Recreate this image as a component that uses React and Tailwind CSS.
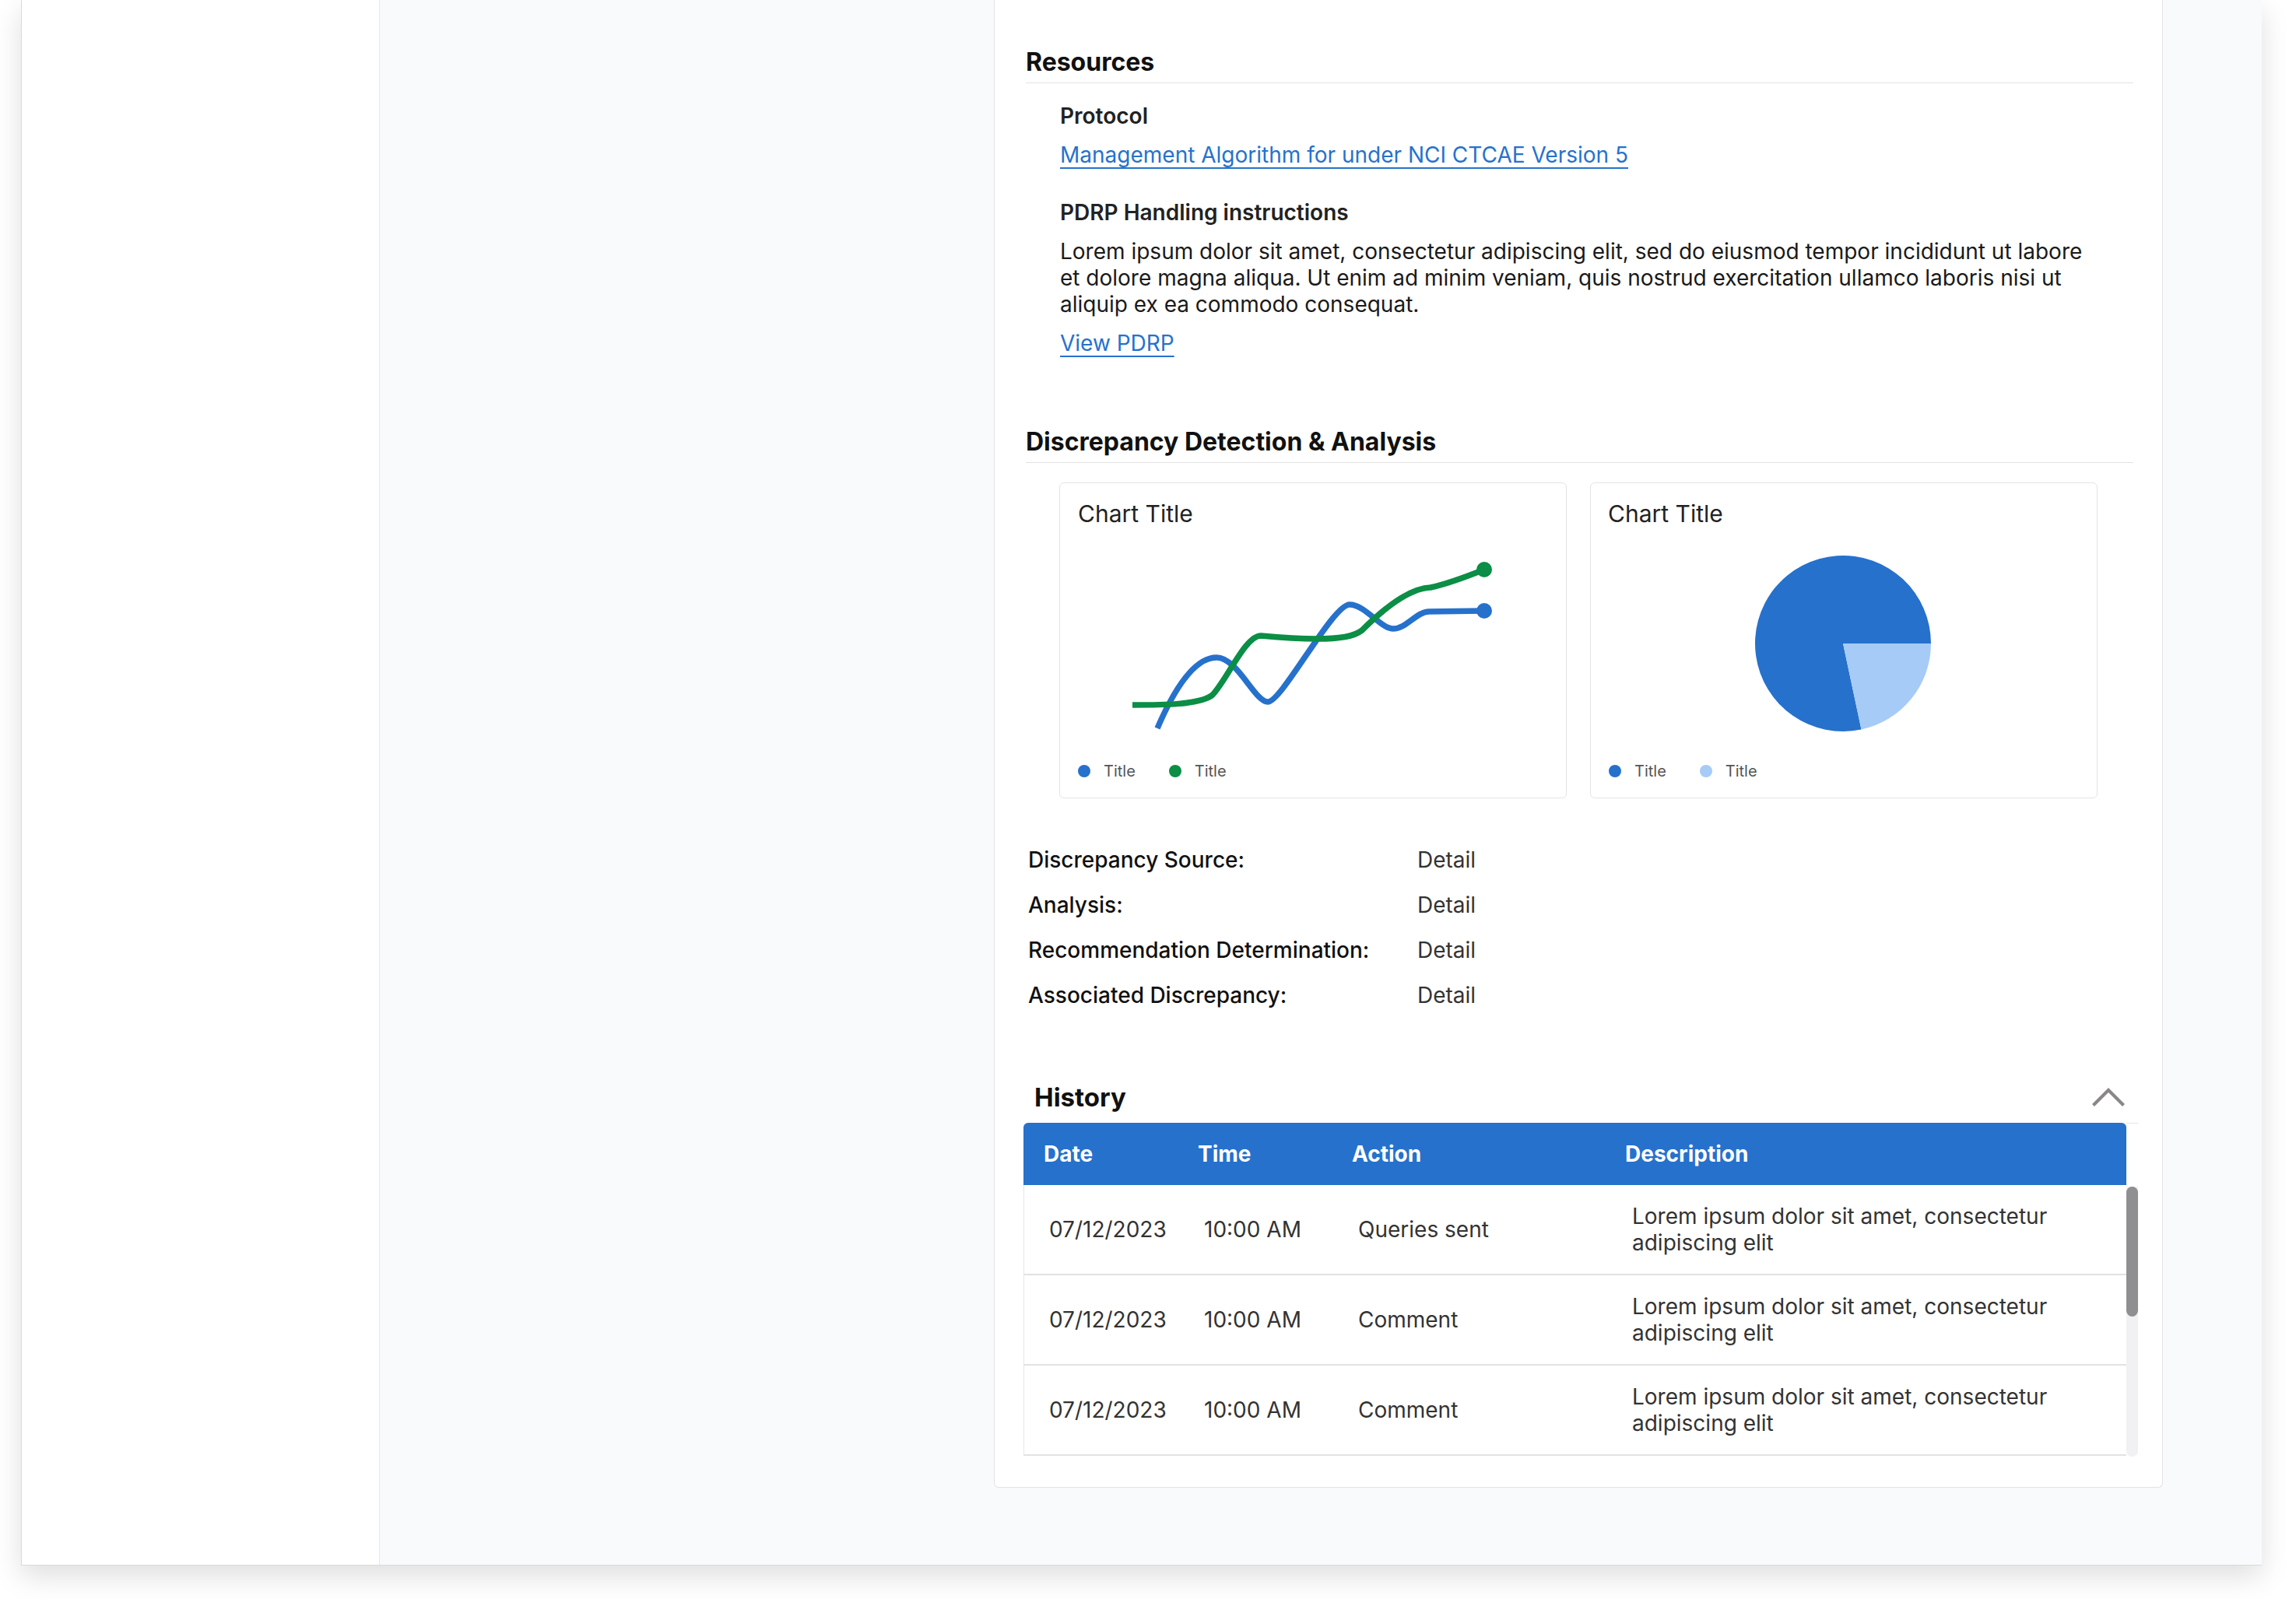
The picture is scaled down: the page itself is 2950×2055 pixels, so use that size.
import React from "react";

function ChevronUp() {
  return (
    <svg width="42" height="26" viewBox="0 0 42 26" fill="none">
      <polyline points="1.5,23.5 21,4 40.5,23.5" stroke="#8a8788" strokeWidth="4.2" strokeLinecap="butt" strokeLinejoin="miter" fill="none" />
    </svg>
  );
}

function Legend({ c1, c2 }) {
  return (
    <div className="flex items-center h-[24px] px-[23px]">
      <span className="w-[16px] h-[16px] rounded-full" style={{ background: c1 }} />
      <span className="ml-[17px] text-[20px] leading-[24px] text-[#555]">Title</span>
      <span className="ml-[43px] w-[16px] h-[16px] rounded-full" style={{ background: c2 }} />
      <span className="ml-[17px] text-[20px] leading-[24px] text-[#555]">Title</span>
    </div>
  );
}

function LineChartCard() {
  return (
    <div className="w-[652px] h-[406px] border border-[#e4e4e4] rounded-[6px] bg-white flex flex-col">
      <div className="pt-[21px] px-[23px] text-[30px] leading-[36px] text-[#222]">Chart Title</div>
      <svg width="650" height="301" viewBox="0 0 650 301" className="block">
        <path
          d="M125 258 C150 200, 175 167, 201 167 C228 167, 250 224, 267 224 C285 224, 350 99, 372 99 C392 99, 412 130, 428 130 C445 130, 458 108, 474 108 L545 107"
          stroke="#2671cc"
          strokeWidth="7.5"
          fill="none"
          strokeLinejoin="round"
        />
        <path
          d="M93 228 C130 228, 180 228, 196 215 C215 195, 238 139, 258 139 C290 142, 315 143, 330 143 C360 143, 378 140, 388 132 C420 100, 450 78, 476 77 C500 72, 530 60, 545 54"
          stroke="#0b8e45"
          strokeWidth="7.5"
          fill="none"
          strokeLinejoin="round"
        />
        <circle cx="545" cy="107" r="10" fill="#2671cc" />
        <circle cx="545" cy="54" r="10" fill="#0b8e45" />
      </svg>
      <Legend c1="#2671cc" c2="#0b8e45" />
    </div>
  );
}

function PieChartCard() {
  return (
    <div className="w-[652px] h-[406px] border border-[#e4e4e4] rounded-[6px] bg-white flex flex-col">
      <div className="pt-[21px] px-[22px] text-[30px] leading-[36px] text-[#222]">Chart Title</div>
      <svg width="650" height="301" viewBox="0 0 650 301" className="block">
        <path d="M324 149 L347.5 259.5 A113 113 0 1 1 437 149 Z" fill="#2671cc" />
        <path d="M324 149 L437 149 A113 113 0 0 1 347.5 259.5 Z" fill="#a6cbf7" />
      </svg>
      <Legend c1="#2671cc" c2="#a6cbf7" />
    </div>
  );
}

const rows = [
  { date: "07/12/2023", time: "10:00 AM", action: "Queries sent" },
  { date: "07/12/2023", time: "10:00 AM", action: "Comment" },
  { date: "07/12/2023", time: "10:00 AM", action: "Comment" },
];

export default function App() {
  return (
    <div className="w-[2950px] h-[2055px] bg-white overflow-hidden font-['Inter',sans-serif] text-[#1a1a1a]">
      <div className="ml-[27px] w-[2879px] h-[2012px] flex border-l border-b border-[#dadada] shadow-[0_14px_34px_rgba(0,0,0,0.13)]">
        <div className="w-[460px] h-full bg-white border-r border-[#e8e9ee]" />
        <div className="flex-1 h-full bg-[#f9fafc] pl-[789px]">
          <div className="w-[1502px] bg-white border-x border-b border-[#e3e3e6] rounded-b-[6px] pt-[61px] pl-[40px] pr-[37px] pb-[39px]">
            {/* Resources */}
            <div className="text-[32px] leading-[38px] font-bold text-[#111] pb-[7px] border-b border-[#e3e3e3]">Resources</div>
            <div className="px-[44px] pt-[25px]">
              <div className="text-[28px] leading-[34px] font-semibold text-[#222]">Protocol</div>
              <div className="mt-[16px] text-[28px] leading-[34px]">
                <span className="text-[#2672cc] underline underline-offset-[6px] decoration-[1.5px]">
                  Management Algorithm for under NCI CTCAE Version 5
                </span>
              </div>
              <div className="mt-[40px] text-[28px] leading-[34px] font-semibold text-[#222]">PDRP Handling instructions</div>
              <p className="mt-[16px] text-[28px] leading-[34px] text-[#1a1a1a]">
                Lorem ipsum dolor sit amet, consectetur adipiscing elit, sed do eiusmod tempor incididunt ut labore et dolore magna aliqua. Ut enim ad minim veniam, quis nostrud exercitation ullamco laboris nisi ut aliquip ex ea commodo consequat.
              </p>
              <div className="mt-[16px] text-[28px] leading-[34px]">
                <span className="text-[#2672cc] underline underline-offset-[6px] decoration-[1.5px]">View PDRP</span>
              </div>
            </div>

            {/* Discrepancy */}
            <div className="mt-[91px] text-[32px] leading-[38px] font-bold text-[#111] pb-[7px] border-b border-[#e3e3e3]">
              Discrepancy Detection &amp; Analysis
            </div>
            <div className="mt-[25px] pl-[43px] flex gap-[30px]">
              <LineChartCard />
              <PieChartCard />
            </div>

            <div className="mt-[62px] pl-[3px] grid grid-cols-[500px_1fr] gap-y-[24px] text-[28px] leading-[34px]">
              <div className="font-medium text-[#111]">Discrepancy Source:</div>
              <div className="text-[#333]">Detail</div>
              <div className="font-medium text-[#111]">Analysis:</div>
              <div className="text-[#333]">Detail</div>
              <div className="font-medium text-[#111]">Recommendation Determination:</div>
              <div className="text-[#333]">Detail</div>
              <div className="font-medium text-[#111]">Associated Discrepancy:</div>
              <div className="text-[#333]">Detail</div>
            </div>

            {/* History */}
            <div className="mt-[94px] -ml-[3px] w-[1432px]">
              <div className="flex items-center justify-between h-[40px] pl-[14px] pr-[17px]">
                <div className="text-[33px] leading-[40px] font-bold text-[#111]">History</div>
                <ChevronUp />
              </div>
              <div className="mt-[13px] flex">
                <div className="w-[1417px]">
                  <div className="h-[80px] bg-[#2671cc] rounded-t-[6px] grid grid-cols-[198px_198px_351px_670px] items-center text-white font-bold text-[28px] leading-[34px]">
                    <div className="pl-[26px]">Date</div>
                    <div className="pl-[26px]">Time</div>
                    <div className="pl-[26px]">Action</div>
                    <div className="pl-[26px]">Description</div>
                  </div>
                  {rows.map((r, i) => (
                    <div
                      key={i}
                      className="h-[116px] border-b-2 border-b-[#e2e2e2] border-l border-l-[#e6e6e6] grid grid-cols-[198px_198px_351px_670px] items-center text-[28px] leading-[34px] text-[#333]"
                    >
                      <div className="pl-[32px]">{r.date}</div>
                      <div className="pl-[33px]">{r.time}</div>
                      <div className="pl-[33px]">{r.action}</div>
                      <div className="pl-[34px] pr-[40px]">Lorem ipsum dolor sit amet, consectetur adipiscing elit</div>
                    </div>
                  ))}
                </div>
                <div className="w-[15px] border-t border-[#e6e6e6]">
                  <div className="mt-[81px] h-[347px] bg-[#f1f1f3] rounded-b-[7px]">
                    <div className="h-[167px] w-[15px] bg-[#8f8f91] rounded-full" />
                  </div>
                </div>
              </div>
            </div>
          </div>
        </div>
      </div>
    </div>
  );
}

_ _ _ _ _

> [Stated problem]: Copy the data exactly. Any picture it contains is to be omitted.

> [Exercise result]:
Recreate this image as a component that uses React and Tailwind CSS.
The picture is scaled down: the page itself is 2950×2055 pixels, so use that size.
import React from "react";

function ChevronUp() {
  return (
    <svg width="42" height="26" viewBox="0 0 42 26" fill="none">
      <polyline points="1.5,23.5 21,4 40.5,23.5" stroke="#8a8788" strokeWidth="4.2" strokeLinecap="butt" strokeLinejoin="miter" fill="none" />
    </svg>
  );
}

function Legend({ c1, c2 }) {
  return (
    <div className="flex items-center h-[24px] px-[23px]">
      <span className="w-[16px] h-[16px] rounded-full" style={{ background: c1 }} />
      <span className="ml-[17px] text-[20px] leading-[24px] text-[#555]">Title</span>
      <span className="ml-[43px] w-[16px] h-[16px] rounded-full" style={{ background: c2 }} />
      <span className="ml-[17px] text-[20px] leading-[24px] text-[#555]">Title</span>
    </div>
  );
}

function LineChartCard() {
  return (
    <div className="w-[652px] h-[406px] border border-[#e4e4e4] rounded-[6px] bg-white flex flex-col">
      <div className="pt-[21px] px-[23px] text-[30px] leading-[36px] text-[#222]">Chart Title</div>
      <svg width="650" height="301" viewBox="0 0 650 301" className="block">
        <path
          d="M125 258 C150 200, 175 167, 201 167 C228 167, 250 224, 267 224 C285 224, 350 99, 372 99 C392 99, 412 130, 428 130 C445 130, 458 108, 474 108 L545 107"
          stroke="#2671cc"
          strokeWidth="7.5"
          fill="none"
          strokeLinejoin="round"
        />
        <path
          d="M93 228 C130 228, 180 228, 196 215 C215 195, 238 139, 258 139 C290 142, 315 143, 330 143 C360 143, 378 140, 388 132 C420 100, 450 78, 476 77 C500 72, 530 60, 545 54"
          stroke="#0b8e45"
          strokeWidth="7.5"
          fill="none"
          strokeLinejoin="round"
        />
        <circle cx="545" cy="107" r="10" fill="#2671cc" />
        <circle cx="545" cy="54" r="10" fill="#0b8e45" />
      </svg>
      <Legend c1="#2671cc" c2="#0b8e45" />
    </div>
  );
}

function PieChartCard() {
  return (
    <div className="w-[652px] h-[406px] border border-[#e4e4e4] rounded-[6px] bg-white flex flex-col">
      <div className="pt-[21px] px-[22px] text-[30px] leading-[36px] text-[#222]">Chart Title</div>
      <svg width="650" height="301" viewBox="0 0 650 301" className="block">
        <path d="M324 149 L347.5 259.5 A113 113 0 1 1 437 149 Z" fill="#2671cc" />
        <path d="M324 149 L437 149 A113 113 0 0 1 347.5 259.5 Z" fill="#a6cbf7" />
      </svg>
      <Legend c1="#2671cc" c2="#a6cbf7" />
    </div>
  );
}

const rows = [
  { date: "07/12/2023", time: "10:00 AM", action: "Queries sent" },
  { date: "07/12/2023", time: "10:00 AM", action: "Comment" },
  { date: "07/12/2023", time: "10:00 AM", action: "Comment" },
];

export default function App() {
  return (
    <div className="w-[2950px] h-[2055px] bg-white overflow-hidden font-['Inter',sans-serif] text-[#1a1a1a]">
      <div className="ml-[27px] w-[2879px] h-[2012px] flex border-l border-b border-[#dadada] shadow-[0_14px_34px_rgba(0,0,0,0.13)]">
        <div className="w-[460px] h-full bg-white border-r border-[#e8e9ee]" />
        <div className="flex-1 h-full bg-[#f9fafc] pl-[789px]">
          <div className="w-[1502px] bg-white border-x border-b border-[#e3e3e6] rounded-b-[6px] pt-[61px] pl-[40px] pr-[37px] pb-[39px]">
            {/* Resources */}
            <div className="text-[32px] leading-[38px] font-bold text-[#111] pb-[7px] border-b border-[#e3e3e3]">Resources</div>
            <div className="px-[44px] pt-[25px]">
              <div className="text-[28px] leading-[34px] font-semibold text-[#222]">Protocol</div>
              <div className="mt-[16px] text-[28px] leading-[34px]">
                <span className="text-[#2672cc] underline underline-offset-[6px] decoration-[1.5px]">
                  Management Algorithm for under NCI CTCAE Version 5
                </span>
              </div>
              <div className="mt-[40px] text-[28px] leading-[34px] font-semibold text-[#222]">PDRP Handling instructions</div>
              <p className="mt-[16px] text-[28px] leading-[34px] text-[#1a1a1a]">
                Lorem ipsum dolor sit amet, consectetur adipiscing elit, sed do eiusmod tempor incididunt ut labore et dolore magna aliqua. Ut enim ad minim veniam, quis nostrud exercitation ullamco laboris nisi ut aliquip ex ea commodo consequat.
              </p>
              <div className="mt-[16px] text-[28px] leading-[34px]">
                <span className="text-[#2672cc] underline underline-offset-[6px] decoration-[1.5px]">View PDRP</span>
              </div>
            </div>

            {/* Discrepancy */}
            <div className="mt-[91px] text-[32px] leading-[38px] font-bold text-[#111] pb-[7px] border-b border-[#e3e3e3]">
              Discrepancy Detection &amp; Analysis
            </div>
            <div className="mt-[25px] pl-[43px] flex gap-[30px]">
              <LineChartCard />
              <PieChartCard />
            </div>

            <div className="mt-[62px] pl-[3px] grid grid-cols-[500px_1fr] gap-y-[24px] text-[28px] leading-[34px]">
              <div className="font-medium text-[#111]">Discrepancy Source:</div>
              <div className="text-[#333]">Detail</div>
              <div className="font-medium text-[#111]">Analysis:</div>
              <div className="text-[#333]">Detail</div>
              <div className="font-medium text-[#111]">Recommendation Determination:</div>
              <div className="text-[#333]">Detail</div>
              <div className="font-medium text-[#111]">Associated Discrepancy:</div>
              <div className="text-[#333]">Detail</div>
            </div>

            {/* History */}
            <div className="mt-[94px] -ml-[3px] w-[1432px]">
              <div className="flex items-center justify-between h-[40px] pl-[14px] pr-[17px]">
                <div className="text-[33px] leading-[40px] font-bold text-[#111]">History</div>
                <ChevronUp />
              </div>
              <div className="mt-[13px] flex">
                <div className="w-[1417px]">
                  <div className="h-[80px] bg-[#2671cc] rounded-t-[6px] grid grid-cols-[198px_198px_351px_670px] items-center text-white font-bold text-[28px] leading-[34px]">
                    <div className="pl-[26px]">Date</div>
                    <div className="pl-[26px]">Time</div>
                    <div className="pl-[26px]">Action</div>
                    <div className="pl-[26px]">Description</div>
                  </div>
                  {rows.map((r, i) => (
                    <div
                      key={i}
                      className="h-[116px] border-b-2 border-b-[#e2e2e2] border-l border-l-[#e6e6e6] grid grid-cols-[198px_198px_351px_670px] items-center text-[28px] leading-[34px] text-[#333]"
                    >
                      <div className="pl-[32px]">{r.date}</div>
                      <div className="pl-[33px]">{r.time}</div>
                      <div className="pl-[33px]">{r.action}</div>
                      <div className="pl-[34px] pr-[40px]">Lorem ipsum dolor sit amet, consectetur adipiscing elit</div>
                    </div>
                  ))}
                </div>
                <div className="w-[15px] border-t border-[#e6e6e6]">
                  <div className="mt-[81px] h-[347px] bg-[#f1f1f3] rounded-b-[7px]">
                    <div className="h-[167px] w-[15px] bg-[#8f8f91] rounded-full" />
                  </div>
                </div>
              </div>
            </div>
          </div>
        </div>
      </div>
    </div>
  );
}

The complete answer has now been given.